## PROMPT
Select from the records below every line that has the word "matches" in it.

## DATA LISTING
begin
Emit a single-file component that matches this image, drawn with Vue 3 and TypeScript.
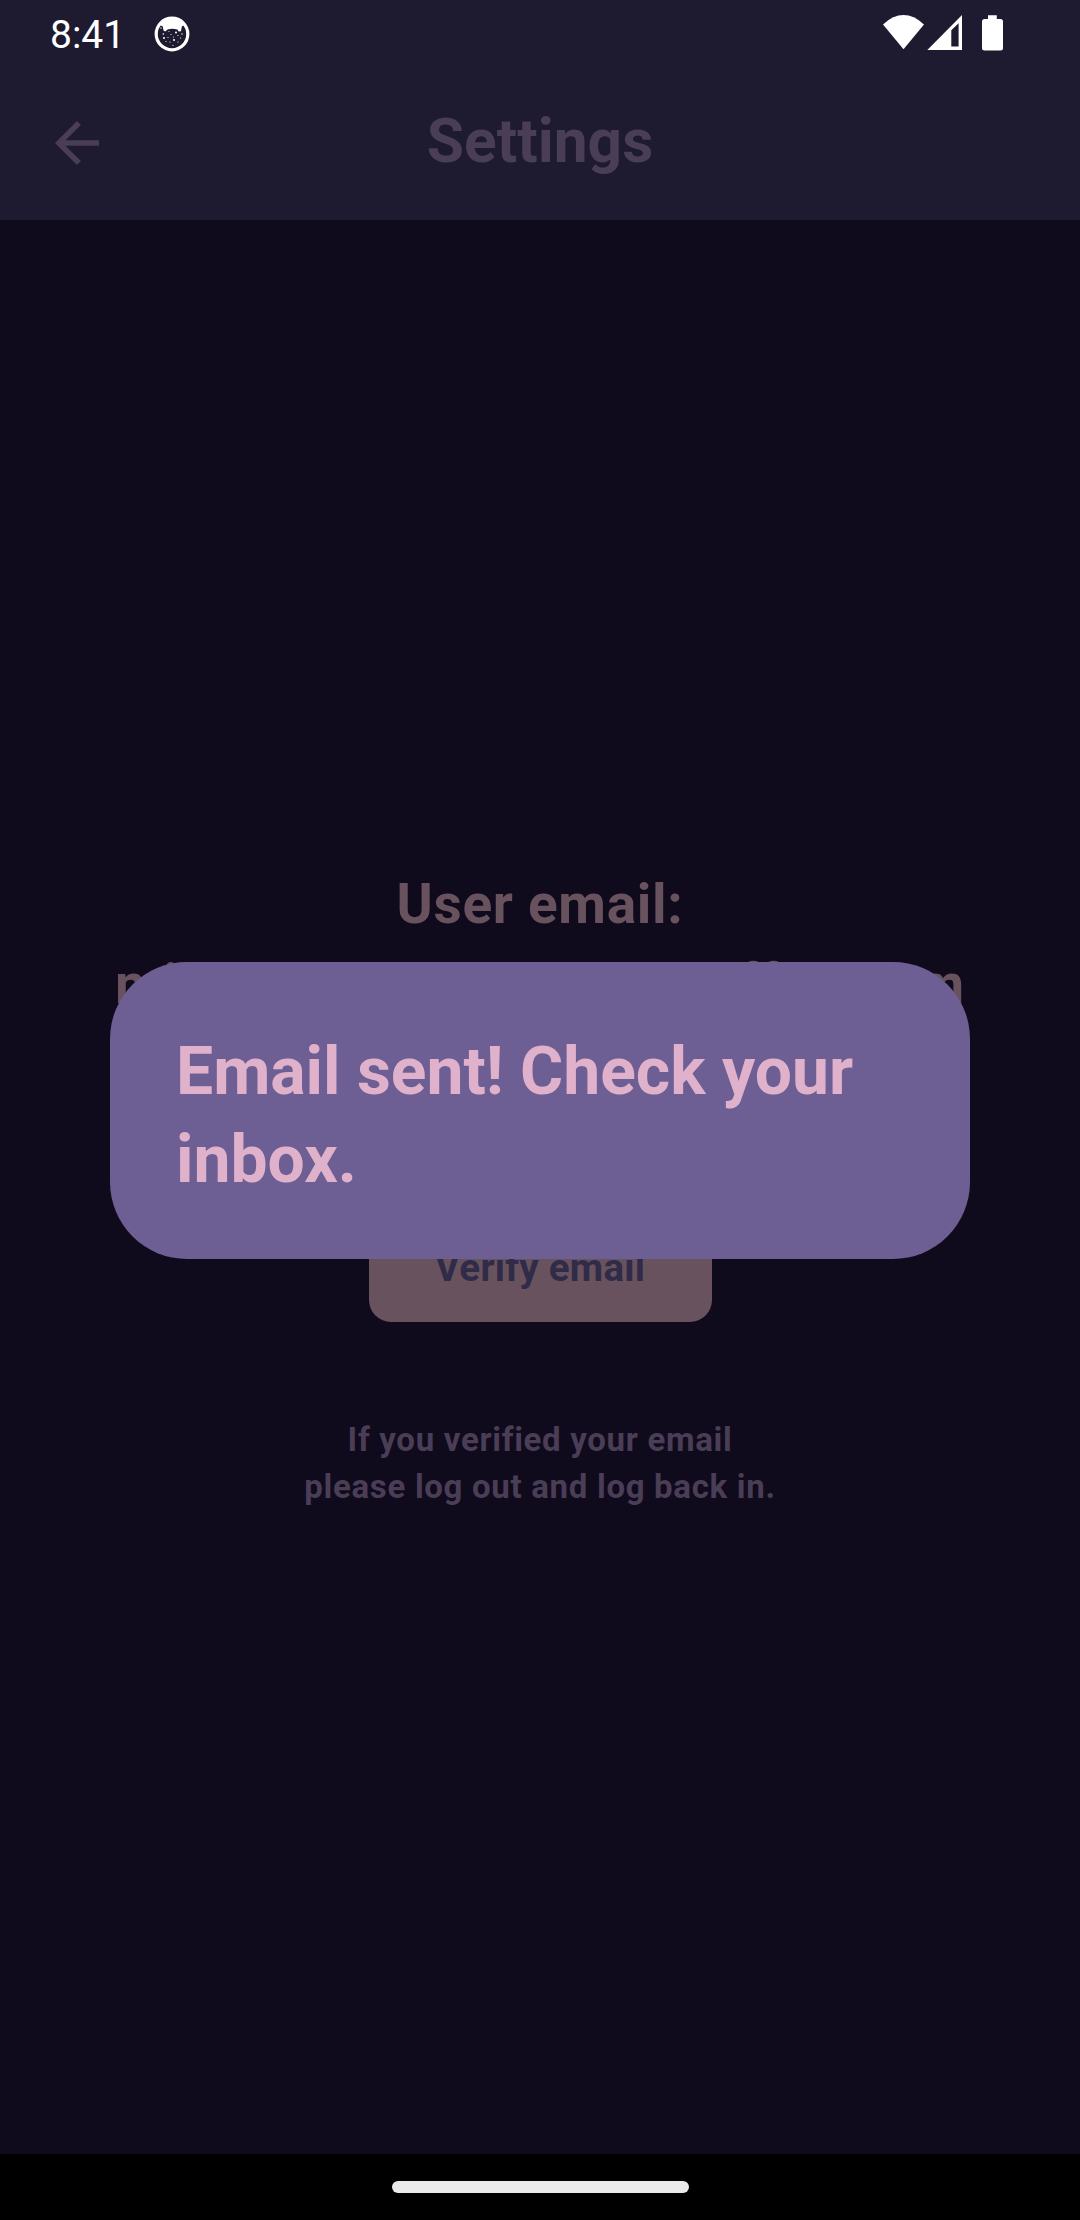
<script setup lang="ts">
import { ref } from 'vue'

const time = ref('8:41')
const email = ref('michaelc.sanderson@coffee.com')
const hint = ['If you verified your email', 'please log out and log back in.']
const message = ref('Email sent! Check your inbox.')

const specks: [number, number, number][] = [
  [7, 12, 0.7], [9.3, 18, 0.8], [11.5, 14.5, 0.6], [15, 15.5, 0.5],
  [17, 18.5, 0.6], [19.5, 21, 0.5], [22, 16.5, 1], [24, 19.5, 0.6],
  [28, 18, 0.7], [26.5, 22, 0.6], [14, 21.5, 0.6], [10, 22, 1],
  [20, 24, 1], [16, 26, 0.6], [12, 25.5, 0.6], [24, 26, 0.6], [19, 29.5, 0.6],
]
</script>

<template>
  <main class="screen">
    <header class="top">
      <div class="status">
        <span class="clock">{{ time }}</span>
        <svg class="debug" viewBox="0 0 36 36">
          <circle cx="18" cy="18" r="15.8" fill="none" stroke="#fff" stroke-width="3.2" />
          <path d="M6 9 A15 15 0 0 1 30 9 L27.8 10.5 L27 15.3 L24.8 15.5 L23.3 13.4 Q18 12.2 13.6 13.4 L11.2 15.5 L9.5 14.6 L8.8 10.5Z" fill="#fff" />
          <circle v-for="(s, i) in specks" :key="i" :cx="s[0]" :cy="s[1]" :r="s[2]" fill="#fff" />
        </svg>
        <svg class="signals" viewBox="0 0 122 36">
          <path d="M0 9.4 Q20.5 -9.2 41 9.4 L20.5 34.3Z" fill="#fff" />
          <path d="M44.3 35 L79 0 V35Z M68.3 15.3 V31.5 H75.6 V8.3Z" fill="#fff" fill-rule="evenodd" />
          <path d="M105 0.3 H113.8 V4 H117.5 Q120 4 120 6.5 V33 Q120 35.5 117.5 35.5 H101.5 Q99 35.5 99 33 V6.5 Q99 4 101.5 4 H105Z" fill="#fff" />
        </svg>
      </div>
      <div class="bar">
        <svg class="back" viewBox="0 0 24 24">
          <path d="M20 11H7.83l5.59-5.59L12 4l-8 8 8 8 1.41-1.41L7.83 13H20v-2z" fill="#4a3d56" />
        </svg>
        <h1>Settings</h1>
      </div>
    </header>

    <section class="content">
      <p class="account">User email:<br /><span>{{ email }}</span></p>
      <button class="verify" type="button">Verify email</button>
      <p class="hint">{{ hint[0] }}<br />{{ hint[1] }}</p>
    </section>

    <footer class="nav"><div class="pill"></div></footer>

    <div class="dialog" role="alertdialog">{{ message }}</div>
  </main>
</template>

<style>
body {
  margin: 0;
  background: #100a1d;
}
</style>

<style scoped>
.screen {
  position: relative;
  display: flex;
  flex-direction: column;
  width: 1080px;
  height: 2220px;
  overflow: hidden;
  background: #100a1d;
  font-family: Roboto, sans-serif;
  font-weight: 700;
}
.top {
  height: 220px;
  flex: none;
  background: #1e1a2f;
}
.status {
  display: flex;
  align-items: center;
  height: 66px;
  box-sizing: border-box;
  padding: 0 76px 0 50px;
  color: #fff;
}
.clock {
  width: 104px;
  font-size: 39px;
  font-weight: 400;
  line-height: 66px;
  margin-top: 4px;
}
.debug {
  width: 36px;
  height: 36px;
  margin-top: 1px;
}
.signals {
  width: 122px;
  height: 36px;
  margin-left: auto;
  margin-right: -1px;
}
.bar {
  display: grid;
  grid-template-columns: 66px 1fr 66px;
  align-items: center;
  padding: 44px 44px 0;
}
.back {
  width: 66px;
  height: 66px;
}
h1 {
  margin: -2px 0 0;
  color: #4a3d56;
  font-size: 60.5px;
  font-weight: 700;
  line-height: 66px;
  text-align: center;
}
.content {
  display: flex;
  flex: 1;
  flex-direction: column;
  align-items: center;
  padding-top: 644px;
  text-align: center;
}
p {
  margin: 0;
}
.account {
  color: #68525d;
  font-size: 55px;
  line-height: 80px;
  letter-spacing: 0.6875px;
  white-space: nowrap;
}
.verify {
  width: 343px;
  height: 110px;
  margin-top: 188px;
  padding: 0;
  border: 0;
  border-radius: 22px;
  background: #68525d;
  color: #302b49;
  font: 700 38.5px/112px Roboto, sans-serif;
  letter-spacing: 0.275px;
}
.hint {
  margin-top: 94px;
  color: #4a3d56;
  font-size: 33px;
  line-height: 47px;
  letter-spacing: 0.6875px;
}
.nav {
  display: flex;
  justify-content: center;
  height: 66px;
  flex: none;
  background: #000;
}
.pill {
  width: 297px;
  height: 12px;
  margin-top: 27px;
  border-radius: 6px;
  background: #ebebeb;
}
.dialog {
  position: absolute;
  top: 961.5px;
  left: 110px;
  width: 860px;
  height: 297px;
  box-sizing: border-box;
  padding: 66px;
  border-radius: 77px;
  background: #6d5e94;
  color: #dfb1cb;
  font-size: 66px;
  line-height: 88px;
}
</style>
end
begin
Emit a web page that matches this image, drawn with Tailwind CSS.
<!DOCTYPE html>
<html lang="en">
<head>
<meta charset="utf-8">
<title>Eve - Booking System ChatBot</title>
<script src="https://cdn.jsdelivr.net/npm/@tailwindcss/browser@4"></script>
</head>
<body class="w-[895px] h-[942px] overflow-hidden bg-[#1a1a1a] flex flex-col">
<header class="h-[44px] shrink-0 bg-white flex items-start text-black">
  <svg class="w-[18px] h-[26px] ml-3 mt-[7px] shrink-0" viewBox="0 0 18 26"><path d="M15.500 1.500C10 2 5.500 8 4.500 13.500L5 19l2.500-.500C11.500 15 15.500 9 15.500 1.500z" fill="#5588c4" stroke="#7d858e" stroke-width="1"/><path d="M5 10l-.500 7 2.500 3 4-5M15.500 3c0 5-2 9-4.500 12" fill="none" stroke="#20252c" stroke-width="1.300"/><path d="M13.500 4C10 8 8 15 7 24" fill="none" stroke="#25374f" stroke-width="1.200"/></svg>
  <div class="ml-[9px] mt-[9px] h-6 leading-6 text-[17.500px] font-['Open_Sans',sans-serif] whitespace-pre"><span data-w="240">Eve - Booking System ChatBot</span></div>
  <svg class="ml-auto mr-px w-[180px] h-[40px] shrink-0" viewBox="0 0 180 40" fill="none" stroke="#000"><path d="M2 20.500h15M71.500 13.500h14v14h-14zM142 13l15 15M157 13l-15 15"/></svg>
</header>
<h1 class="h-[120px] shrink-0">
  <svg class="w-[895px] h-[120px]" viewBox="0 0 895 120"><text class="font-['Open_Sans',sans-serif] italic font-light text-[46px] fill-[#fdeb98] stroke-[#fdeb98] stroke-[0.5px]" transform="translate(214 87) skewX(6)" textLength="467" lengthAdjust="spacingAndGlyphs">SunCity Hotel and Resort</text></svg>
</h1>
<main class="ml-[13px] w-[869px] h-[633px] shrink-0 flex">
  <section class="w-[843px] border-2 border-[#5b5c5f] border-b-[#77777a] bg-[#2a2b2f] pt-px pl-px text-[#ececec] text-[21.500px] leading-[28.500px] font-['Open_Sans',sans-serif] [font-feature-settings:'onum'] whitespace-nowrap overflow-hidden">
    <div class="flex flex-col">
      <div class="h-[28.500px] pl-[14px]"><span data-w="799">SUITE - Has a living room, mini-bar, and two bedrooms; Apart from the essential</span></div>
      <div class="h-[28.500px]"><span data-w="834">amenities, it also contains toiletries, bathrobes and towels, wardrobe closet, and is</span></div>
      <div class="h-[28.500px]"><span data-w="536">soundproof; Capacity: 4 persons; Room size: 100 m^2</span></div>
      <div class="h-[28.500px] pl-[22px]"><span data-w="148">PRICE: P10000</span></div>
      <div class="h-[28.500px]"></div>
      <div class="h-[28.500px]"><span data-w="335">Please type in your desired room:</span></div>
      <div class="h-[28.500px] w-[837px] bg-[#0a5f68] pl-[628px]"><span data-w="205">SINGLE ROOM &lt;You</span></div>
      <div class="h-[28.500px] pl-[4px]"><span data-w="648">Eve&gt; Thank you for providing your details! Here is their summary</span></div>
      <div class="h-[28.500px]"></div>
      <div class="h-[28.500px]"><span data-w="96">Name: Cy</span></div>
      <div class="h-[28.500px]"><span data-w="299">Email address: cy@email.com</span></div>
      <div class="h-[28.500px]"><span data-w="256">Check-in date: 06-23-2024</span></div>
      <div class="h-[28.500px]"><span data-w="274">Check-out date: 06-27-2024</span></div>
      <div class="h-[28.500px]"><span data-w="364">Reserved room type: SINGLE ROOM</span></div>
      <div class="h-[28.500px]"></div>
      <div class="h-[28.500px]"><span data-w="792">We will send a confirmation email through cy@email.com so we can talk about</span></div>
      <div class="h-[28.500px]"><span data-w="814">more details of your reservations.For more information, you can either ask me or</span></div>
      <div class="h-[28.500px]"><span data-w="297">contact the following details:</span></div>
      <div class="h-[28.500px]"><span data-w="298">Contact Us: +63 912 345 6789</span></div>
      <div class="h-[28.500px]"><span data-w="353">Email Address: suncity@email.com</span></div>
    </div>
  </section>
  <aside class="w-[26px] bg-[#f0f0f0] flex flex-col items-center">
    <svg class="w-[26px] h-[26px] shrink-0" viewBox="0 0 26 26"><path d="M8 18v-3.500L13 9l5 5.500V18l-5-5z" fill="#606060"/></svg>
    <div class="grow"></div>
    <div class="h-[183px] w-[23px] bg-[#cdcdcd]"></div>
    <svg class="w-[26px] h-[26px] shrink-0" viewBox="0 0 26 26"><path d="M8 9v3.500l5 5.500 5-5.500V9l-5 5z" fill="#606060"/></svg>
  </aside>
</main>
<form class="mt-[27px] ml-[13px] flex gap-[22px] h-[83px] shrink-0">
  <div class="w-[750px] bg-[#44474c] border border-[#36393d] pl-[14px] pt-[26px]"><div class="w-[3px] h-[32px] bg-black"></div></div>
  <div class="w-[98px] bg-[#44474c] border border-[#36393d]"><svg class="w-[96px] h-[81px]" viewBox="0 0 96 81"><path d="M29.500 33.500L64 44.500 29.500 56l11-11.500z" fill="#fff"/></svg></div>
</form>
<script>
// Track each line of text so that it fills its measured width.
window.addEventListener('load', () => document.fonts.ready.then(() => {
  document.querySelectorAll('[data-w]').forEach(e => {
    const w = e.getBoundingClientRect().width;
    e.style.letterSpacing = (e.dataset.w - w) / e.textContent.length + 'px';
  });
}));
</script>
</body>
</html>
end
begin
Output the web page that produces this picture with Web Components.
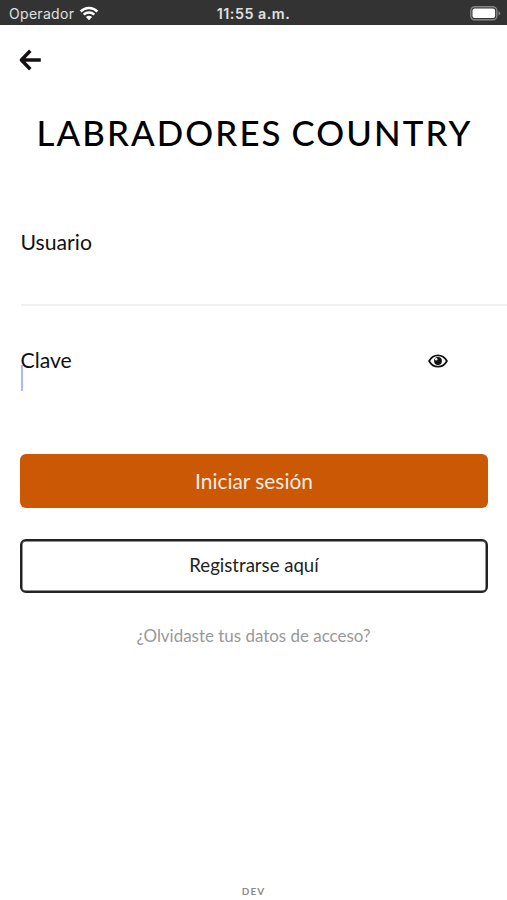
end
## FINAL RESULT
Emit a single-file component that matches this image, drawn with Vue 3 and TypeScript.
Emit a web page that matches this image, drawn with Tailwind CSS.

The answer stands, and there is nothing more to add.